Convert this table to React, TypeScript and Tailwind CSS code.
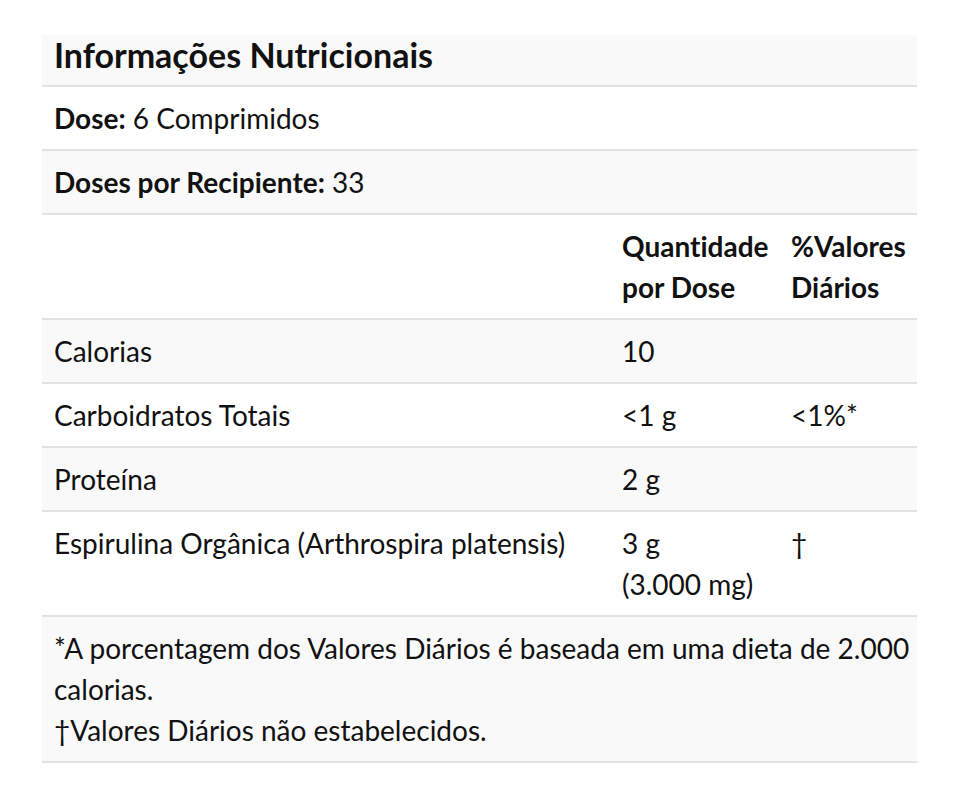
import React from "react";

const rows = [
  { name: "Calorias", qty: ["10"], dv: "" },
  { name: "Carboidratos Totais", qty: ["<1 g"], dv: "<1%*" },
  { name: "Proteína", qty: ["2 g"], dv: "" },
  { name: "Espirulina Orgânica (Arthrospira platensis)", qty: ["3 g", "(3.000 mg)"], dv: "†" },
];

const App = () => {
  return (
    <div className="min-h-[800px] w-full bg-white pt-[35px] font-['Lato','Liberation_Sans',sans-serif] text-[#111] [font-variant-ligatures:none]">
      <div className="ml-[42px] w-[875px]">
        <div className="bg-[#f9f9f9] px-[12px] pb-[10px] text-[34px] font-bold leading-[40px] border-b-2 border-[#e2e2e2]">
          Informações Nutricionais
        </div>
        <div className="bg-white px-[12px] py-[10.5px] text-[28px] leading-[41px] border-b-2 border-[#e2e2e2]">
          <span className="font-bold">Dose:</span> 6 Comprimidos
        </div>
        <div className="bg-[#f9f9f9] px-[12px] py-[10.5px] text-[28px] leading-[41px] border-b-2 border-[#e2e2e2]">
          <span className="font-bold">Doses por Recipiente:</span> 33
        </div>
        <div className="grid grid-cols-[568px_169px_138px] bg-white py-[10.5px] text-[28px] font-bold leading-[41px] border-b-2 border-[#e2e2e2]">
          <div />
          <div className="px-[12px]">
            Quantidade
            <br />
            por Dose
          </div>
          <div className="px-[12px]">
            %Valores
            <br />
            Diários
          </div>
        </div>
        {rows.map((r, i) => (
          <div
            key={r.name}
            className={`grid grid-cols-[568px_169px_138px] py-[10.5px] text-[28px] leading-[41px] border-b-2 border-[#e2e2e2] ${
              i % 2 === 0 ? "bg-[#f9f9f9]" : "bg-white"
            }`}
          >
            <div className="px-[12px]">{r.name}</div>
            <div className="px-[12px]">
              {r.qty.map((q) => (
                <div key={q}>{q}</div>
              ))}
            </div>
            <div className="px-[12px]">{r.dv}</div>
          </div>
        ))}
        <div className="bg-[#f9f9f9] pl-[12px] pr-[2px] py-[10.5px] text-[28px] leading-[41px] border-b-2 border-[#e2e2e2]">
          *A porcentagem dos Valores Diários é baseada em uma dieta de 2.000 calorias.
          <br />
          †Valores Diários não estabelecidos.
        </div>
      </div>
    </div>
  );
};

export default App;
★ ★ ★
Repeat the listing in full and exactly. Leave any pictures out.

- Correct result
Convert this table to React, TypeScript and Tailwind CSS code.
import React from "react";

const rows = [
  { name: "Calorias", qty: ["10"], dv: "" },
  { name: "Carboidratos Totais", qty: ["<1 g"], dv: "<1%*" },
  { name: "Proteína", qty: ["2 g"], dv: "" },
  { name: "Espirulina Orgânica (Arthrospira platensis)", qty: ["3 g", "(3.000 mg)"], dv: "†" },
];

const App = () => {
  return (
    <div className="min-h-[800px] w-full bg-white pt-[35px] font-['Lato','Liberation_Sans',sans-serif] text-[#111] [font-variant-ligatures:none]">
      <div className="ml-[42px] w-[875px]">
        <div className="bg-[#f9f9f9] px-[12px] pb-[10px] text-[34px] font-bold leading-[40px] border-b-2 border-[#e2e2e2]">
          Informações Nutricionais
        </div>
        <div className="bg-white px-[12px] py-[10.5px] text-[28px] leading-[41px] border-b-2 border-[#e2e2e2]">
          <span className="font-bold">Dose:</span> 6 Comprimidos
        </div>
        <div className="bg-[#f9f9f9] px-[12px] py-[10.5px] text-[28px] leading-[41px] border-b-2 border-[#e2e2e2]">
          <span className="font-bold">Doses por Recipiente:</span> 33
        </div>
        <div className="grid grid-cols-[568px_169px_138px] bg-white py-[10.5px] text-[28px] font-bold leading-[41px] border-b-2 border-[#e2e2e2]">
          <div />
          <div className="px-[12px]">
            Quantidade
            <br />
            por Dose
          </div>
          <div className="px-[12px]">
            %Valores
            <br />
            Diários
          </div>
        </div>
        {rows.map((r, i) => (
          <div
            key={r.name}
            className={`grid grid-cols-[568px_169px_138px] py-[10.5px] text-[28px] leading-[41px] border-b-2 border-[#e2e2e2] ${
              i % 2 === 0 ? "bg-[#f9f9f9]" : "bg-white"
            }`}
          >
            <div className="px-[12px]">{r.name}</div>
            <div className="px-[12px]">
              {r.qty.map((q) => (
                <div key={q}>{q}</div>
              ))}
            </div>
            <div className="px-[12px]">{r.dv}</div>
          </div>
        ))}
        <div className="bg-[#f9f9f9] pl-[12px] pr-[2px] py-[10.5px] text-[28px] leading-[41px] border-b-2 border-[#e2e2e2]">
          *A porcentagem dos Valores Diários é baseada em uma dieta de 2.000 calorias.
          <br />
          †Valores Diários não estabelecidos.
        </div>
      </div>
    </div>
  );
};

export default App;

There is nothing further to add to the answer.